Values in the obs_id column must not be NULL.

4.5 Publisher Dataset Identifier (obs_publisher_did)#

The obs_publisher_did column contains the IVOA dataset identifier [IDs1.1] for the published data product. This value must be unique within the namespace controlled by the dataset publisher (data center). The value will also be globally unique since each publisher has a unique IVOA registered publisher ID. The same dataset may however have more than one publisher dataset identifier if it is published in more than one location; the creator DID, if defined for the given dataset, would be the same regardless of where the data is published.

The returned obs_publisher_did for a static data product should remain identical through time for future reference.

Values in the obs_publisher_did column must not be NULL.

4.6 Access URL (access_url)#

The access_url column contains a URL that can be used to download the data product (as a file of some sort).

We specify the data type as CLOB (character large object) in the TAP service so that users will know they can only use the access_url column in the SELECT clause of a query. That is, users cannot specify this column as part of a condition in the WHERE clause and implementers are free to generate the URL on the fly during output (rather than being forced to store it statically in the database).

More details are given on the use of CLOB data types for the TAP SCHEMA in the TAP Standard document [TAP1.0], section 2.5 Table upload.

Access URLs are not guaranteed to remain valid and unchanged indefinitely. To access a specific data product after a period of time (e.g., days or weeks) a query should be performed (e.g., using obs_publisher_did) to obtain a fresh access URL.

4.7 Access Format (access_format)#

The access_format column specifies the format of the data product if downloaded as a file. This data model field is important both for data discovery and for the client to evaluate whether it will be able to actually use the data product if downloaded.

MIME types are often used to specify file formats in existing protocols such as HTTP [std:MIME_types]. However when dealing with astronomical observations as in ObsTAP services, more information about the format of the data is required than can be specified by conventional MIME types. For instance we might want to distinguish between various formats like multi-extension FITS (e.g. for CCD mosaic instruments or MUSE IFU data), or ASDM (e.g. for ALMA or other interferometry observations). Even for something as fundamental to astronomy as FITS binary table there is currently no standardized MIME type other than the generic application/FITS.
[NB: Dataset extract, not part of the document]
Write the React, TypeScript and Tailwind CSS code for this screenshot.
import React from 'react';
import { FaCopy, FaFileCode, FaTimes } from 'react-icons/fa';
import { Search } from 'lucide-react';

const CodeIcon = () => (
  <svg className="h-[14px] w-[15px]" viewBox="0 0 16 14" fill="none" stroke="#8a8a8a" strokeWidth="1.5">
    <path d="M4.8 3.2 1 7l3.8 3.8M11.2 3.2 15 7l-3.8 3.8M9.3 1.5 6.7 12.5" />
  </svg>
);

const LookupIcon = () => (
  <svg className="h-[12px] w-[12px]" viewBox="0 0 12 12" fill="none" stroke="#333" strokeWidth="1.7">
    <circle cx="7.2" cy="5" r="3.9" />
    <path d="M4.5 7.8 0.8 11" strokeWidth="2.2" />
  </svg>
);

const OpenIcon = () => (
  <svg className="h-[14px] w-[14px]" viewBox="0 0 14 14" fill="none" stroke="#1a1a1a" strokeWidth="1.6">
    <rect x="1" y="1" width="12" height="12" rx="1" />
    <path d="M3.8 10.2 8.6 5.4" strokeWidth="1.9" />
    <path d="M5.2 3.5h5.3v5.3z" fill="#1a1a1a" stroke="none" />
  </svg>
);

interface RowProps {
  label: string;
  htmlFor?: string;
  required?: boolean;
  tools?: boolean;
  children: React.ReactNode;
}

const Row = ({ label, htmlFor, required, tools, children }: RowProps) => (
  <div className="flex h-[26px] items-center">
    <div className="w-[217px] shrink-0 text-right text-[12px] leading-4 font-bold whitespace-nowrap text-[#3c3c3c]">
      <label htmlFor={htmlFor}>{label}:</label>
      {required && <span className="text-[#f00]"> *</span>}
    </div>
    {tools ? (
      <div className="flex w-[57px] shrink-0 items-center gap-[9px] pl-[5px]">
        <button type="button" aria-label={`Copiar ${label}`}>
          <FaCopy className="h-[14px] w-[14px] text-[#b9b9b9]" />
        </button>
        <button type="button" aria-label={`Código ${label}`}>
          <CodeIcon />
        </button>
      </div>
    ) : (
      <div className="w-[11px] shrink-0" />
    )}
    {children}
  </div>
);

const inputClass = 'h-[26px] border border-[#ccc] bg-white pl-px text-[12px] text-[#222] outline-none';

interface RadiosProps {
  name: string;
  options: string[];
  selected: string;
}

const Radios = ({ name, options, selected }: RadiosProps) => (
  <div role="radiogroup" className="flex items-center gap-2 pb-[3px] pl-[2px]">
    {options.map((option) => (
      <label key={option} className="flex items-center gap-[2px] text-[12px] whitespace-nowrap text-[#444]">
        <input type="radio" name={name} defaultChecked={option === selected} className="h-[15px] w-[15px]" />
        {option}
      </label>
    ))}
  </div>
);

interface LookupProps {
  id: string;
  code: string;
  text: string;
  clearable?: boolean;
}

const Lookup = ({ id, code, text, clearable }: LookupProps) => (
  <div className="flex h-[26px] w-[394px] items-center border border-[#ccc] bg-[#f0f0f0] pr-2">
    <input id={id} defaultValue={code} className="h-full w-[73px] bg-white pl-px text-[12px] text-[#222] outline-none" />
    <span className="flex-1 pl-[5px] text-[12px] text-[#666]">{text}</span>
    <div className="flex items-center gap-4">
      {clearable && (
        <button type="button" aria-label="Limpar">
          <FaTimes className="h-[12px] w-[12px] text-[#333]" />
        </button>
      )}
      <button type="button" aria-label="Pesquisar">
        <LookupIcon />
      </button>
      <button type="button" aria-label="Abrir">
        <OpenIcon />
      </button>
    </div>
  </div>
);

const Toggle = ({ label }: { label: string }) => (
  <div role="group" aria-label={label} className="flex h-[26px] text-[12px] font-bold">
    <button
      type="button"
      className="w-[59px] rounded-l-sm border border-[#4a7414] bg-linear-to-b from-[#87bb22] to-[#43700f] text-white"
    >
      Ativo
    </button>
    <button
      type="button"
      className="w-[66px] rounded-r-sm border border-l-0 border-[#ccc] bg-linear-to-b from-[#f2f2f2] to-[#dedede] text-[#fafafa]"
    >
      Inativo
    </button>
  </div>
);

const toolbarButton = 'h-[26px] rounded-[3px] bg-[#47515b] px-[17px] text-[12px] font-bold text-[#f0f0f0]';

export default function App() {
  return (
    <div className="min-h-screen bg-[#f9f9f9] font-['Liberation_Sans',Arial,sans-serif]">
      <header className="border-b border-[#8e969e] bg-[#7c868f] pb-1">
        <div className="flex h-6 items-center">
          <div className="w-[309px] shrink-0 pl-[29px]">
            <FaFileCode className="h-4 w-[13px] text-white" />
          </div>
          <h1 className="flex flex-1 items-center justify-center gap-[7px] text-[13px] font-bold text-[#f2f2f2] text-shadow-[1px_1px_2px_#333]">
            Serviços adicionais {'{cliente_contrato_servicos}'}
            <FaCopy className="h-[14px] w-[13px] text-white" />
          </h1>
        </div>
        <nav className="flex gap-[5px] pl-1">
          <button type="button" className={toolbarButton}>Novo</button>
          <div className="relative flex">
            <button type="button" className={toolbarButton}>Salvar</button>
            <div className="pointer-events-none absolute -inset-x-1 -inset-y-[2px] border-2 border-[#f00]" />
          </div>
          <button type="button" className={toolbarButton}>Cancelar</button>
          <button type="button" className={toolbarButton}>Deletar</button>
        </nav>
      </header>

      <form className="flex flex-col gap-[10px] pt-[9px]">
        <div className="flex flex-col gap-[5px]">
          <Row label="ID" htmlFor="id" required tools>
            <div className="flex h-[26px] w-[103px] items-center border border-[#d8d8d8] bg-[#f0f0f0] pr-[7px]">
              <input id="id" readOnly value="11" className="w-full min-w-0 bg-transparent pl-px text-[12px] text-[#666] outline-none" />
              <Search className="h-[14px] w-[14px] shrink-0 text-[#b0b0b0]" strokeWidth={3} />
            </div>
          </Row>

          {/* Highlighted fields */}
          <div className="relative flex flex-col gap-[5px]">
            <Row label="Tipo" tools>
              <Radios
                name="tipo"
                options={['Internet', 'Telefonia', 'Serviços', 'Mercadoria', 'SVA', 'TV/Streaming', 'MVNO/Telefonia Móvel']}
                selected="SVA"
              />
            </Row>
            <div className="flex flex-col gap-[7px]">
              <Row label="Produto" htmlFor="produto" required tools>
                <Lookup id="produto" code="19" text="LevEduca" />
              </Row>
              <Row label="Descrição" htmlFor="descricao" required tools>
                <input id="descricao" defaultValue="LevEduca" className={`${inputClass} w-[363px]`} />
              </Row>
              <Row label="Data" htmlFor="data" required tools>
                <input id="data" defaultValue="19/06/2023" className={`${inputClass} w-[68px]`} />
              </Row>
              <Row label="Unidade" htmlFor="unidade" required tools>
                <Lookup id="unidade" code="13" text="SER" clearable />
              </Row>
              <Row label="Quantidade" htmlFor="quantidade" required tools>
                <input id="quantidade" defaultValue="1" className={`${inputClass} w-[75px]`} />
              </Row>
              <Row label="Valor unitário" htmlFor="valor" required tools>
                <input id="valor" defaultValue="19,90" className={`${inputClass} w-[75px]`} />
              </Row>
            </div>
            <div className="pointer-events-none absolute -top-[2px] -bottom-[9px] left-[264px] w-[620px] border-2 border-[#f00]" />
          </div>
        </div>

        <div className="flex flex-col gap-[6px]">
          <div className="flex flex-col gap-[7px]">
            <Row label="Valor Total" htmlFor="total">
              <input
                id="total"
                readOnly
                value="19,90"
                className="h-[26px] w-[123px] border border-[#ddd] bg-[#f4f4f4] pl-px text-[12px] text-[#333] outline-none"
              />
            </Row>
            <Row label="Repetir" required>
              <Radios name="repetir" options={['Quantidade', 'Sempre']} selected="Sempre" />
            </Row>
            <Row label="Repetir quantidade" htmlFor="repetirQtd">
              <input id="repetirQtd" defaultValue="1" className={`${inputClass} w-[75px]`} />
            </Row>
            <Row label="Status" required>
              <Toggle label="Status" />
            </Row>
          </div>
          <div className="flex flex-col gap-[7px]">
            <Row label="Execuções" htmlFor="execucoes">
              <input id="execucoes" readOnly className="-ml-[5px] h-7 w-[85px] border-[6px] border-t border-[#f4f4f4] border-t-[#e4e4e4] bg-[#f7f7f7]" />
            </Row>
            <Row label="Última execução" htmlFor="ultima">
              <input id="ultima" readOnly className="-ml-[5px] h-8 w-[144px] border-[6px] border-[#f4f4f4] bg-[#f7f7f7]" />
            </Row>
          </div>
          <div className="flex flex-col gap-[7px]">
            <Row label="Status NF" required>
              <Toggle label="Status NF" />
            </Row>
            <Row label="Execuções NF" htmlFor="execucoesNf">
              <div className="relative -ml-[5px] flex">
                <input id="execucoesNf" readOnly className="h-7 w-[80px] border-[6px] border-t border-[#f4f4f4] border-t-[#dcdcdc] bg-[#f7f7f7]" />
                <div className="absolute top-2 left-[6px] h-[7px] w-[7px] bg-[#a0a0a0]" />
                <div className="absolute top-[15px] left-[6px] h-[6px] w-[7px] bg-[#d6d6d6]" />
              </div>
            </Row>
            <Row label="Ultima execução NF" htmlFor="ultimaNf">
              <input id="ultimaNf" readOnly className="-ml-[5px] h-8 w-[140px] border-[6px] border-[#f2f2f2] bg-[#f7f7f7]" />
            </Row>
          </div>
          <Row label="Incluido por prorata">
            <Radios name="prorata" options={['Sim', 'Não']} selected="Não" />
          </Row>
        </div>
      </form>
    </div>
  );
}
While standard MIME types are limited when it comes to describing the many data formats actually in use within astronomy, they are ideal for specifying common file types such as HTML and XML, the various graphics file types, text, PDF, and so forth, all of which can be used to describe aspects of observational data. Furthermore the MIME type scheme is extensible, allowing new formats which are not yet standardized to be specified. Hence what we propose here is to adopt the MIME type mechanism to describe the file format of a science data product, defining new custom types as needed. Note this is distinct from the science content which is specified by the data product type and subtype. The same content can potentially be represented in multiple formats hence these are distinct.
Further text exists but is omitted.